Sono due cose per me importantissime. Il suicidio assistito fa paura, perché in fondo rompe un tabù: “non uccidere” è un tabù. Ora, quando rompi un tabù se lo fai in compagnia è più facile perché puoi confrontarti con i colleghi: guardiamo assieme questo paziente? Tu cosa ne pensi? Chiedi al tuo infermiere? Coinvolgiamo il consulente spirituale? Non è che sto mancando in qualcosa? Il confronto in équipe è basilare, perché parliamo di una sofferenza complessa e, come dico sempre io, nessuno è mai tornato indietro da un suicidio assistito.

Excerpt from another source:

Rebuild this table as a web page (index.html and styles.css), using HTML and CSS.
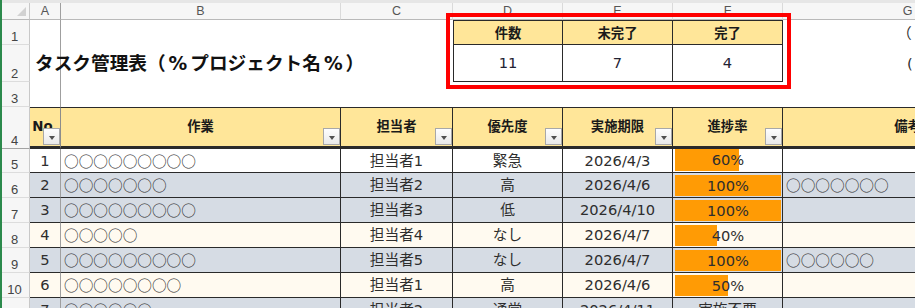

Quindi è necessario poter contare su una, per quanto relativa, certezza clinica e anche morale, di aver fatto un buon lavoro. Lavorare in équipe permette di sciogliere o almeno condividere una marea di dubbi e problemi.
Poi c’è l’altra questione, cioè che dobbiamo imparare ad avere a che fare con tutto questo. L’80% della società svizzera è d’accordo sul suicidio assistito, vuole che esista questa possibilità. Tanti paesi lo stanno legalizzando. Oggi circa 150 milioni di persone vivono in paesi dove questa pratica è possibile. Crediamo davvero, come medici, di poter dire: “Io di questo non mi occupo”? Io penso di no, pertanto è necessario formarsi, imparare a sviluppare la capacità di parlare con queste persone, che sono destinate ad aumentare, perché la Francia prima o poi lo legalizzerà, l’Italia andrà avanti, l’Inghilterra è lì lì per farlo, l’Irlanda si farà trascinare e alla fine l’Europa tutta avrà il suicidio assistito; l’Australia e la Nuova Zelanda ce l’hanno già, il Canada ce l’ha; negli Stati Uniti alcuni paesi ce l’hanno... Insomma, dobbiamo imparare a parlare di queste cose con i pazienti e con la società in una maniera professionale e non legata ai nostri principi morali o religiosi, perché questo non ci porterà da nessuna parte. In passato uno degli allarmi era: “Se praticate l’eutanasia negli ospedali, la gente avrà paura di venire”. Qui il vero rischio è che accada il contrario, cioè che i pazienti smettano di parlare di questo con i medici!